Alex Iwobi is 20 years old, which is worth pointing out because he has been so consistently good and reliable for Arsenal since working his way into the first team last season, it seems as if he is 30 years old. He hasn’t received the attention or acclaim of the Premier League’s other notable youngsters, Dele Alli and Raheem Sterling and even Ross Barkley. Possibly that’s because he’s not English, or possibly it’s because his passage through the Arsenal academy and into the first team was so seamless as to be completely unremarkable. He doesn’t score a ton, but he’s just there, always, in the right place at the right time, contributing. He makes good decisions on the ball. He covers a ton of ground without the ball. And he’s 20. 20-year-olds are supposed to be idiots. And no seems to be talking about him. Maybe that’s a product of the fact he plays for Arsenal, who it has become unfashionable to compliment, but in a team with more attacking midfielders than anyone could possibly know what to do with, he’s an essential cog.

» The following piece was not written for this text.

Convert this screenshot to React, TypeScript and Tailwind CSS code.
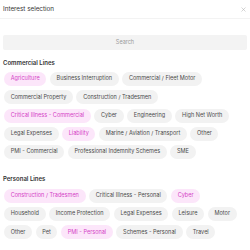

Alex Iwobi has got it. Show him the love he deserves.

The Mark van Bommel Award for Getting Away With It: Kyle Walker

I’ve never really liked Kyle Walker. He spends most of his time using his freaky pace to make up for positional errors, which is doubly annoying because it has the effect of highlighting the pace and de-highlighting the positional errors. It’s like the outfield equivalent of diving for the cameras. But after what he did to Raheem Sterling at the weekend, I’m going to have to revisit my opinion of Walker. What he did was shove Raheem Sterling in the back at the exact moment he was about to shoot, and probably score. I suspect there are deep sea fish that saw that was a foul. In 100 years time, they’re going to show children videos of it to explain to them the meaning of the word “blatant.” And he got away with it! And then Tottenham equalized!! And Walker got the assist!!! Give that man a medal.

The Kieron Dyer Award for Worst Fight: Charlie Adam vs. Paul Pogba

I dislike Charlie Adam. He was okay when he was playing for Blackpool because he had the underdog thing going for him, and that was nice. But since he moved to Liverpool and then Stoke and especially since he’s limited his game exclusively to playing 50 yard passes and fouling people and then screaming at the people he’s fouled, I’ve just had enough. Like Kyle Walker, however, he redeemed himself a little at the weekend by getting in an altercation with Paul Pogba. It was nothing really, but it was nice to see the world’s most expensive hashtag forced into the indignity of a shoving match with Adam, who looks likes he spent three days in a box car to get to the Britannia in time for the match. It’s one of the great pleasures of the modern, hyper-corporate game to watch the players people care about get fouled by players no one cares about. No matter how rich you are, no matter how many hashflags have been created in your honor, you can never truly escape. There’s always a Charlie Adam somewhere, just waiting to two foot you in the neck. The beautiful game indeed.

The Tony Yeboah Award for Having To Be Hit IV: Chris Brunt

I don’t know if they’ve got any statues outside of the Hawthorns, but they better make room for one for Chris Brunt. His goal against Sunderland was stunning. Nacer Chadli hit the bar and the ball rebounded to Brunt about 16 yards out and, with like 1000 players strewn on the floor between him the goal, Brunt kicked the amazing grace out of the ball into the top corner. I don’t know if I’ve seen a better connection all season. My goodness.

The Duncan Ferguson Award for Headers: Andy Carroll

If there is any sight in soccer that manages to combine so many disparate feelings into one as the sight of Andy Carroll hurtling himself in the general direction of well-hit cross, I haven’t seen it. It’s terrifying and exciting and hilarious all at once. He throws his body around like a child in a bouncy castle. Except he is a very enormous child with a beard and a forehead made of solid gold.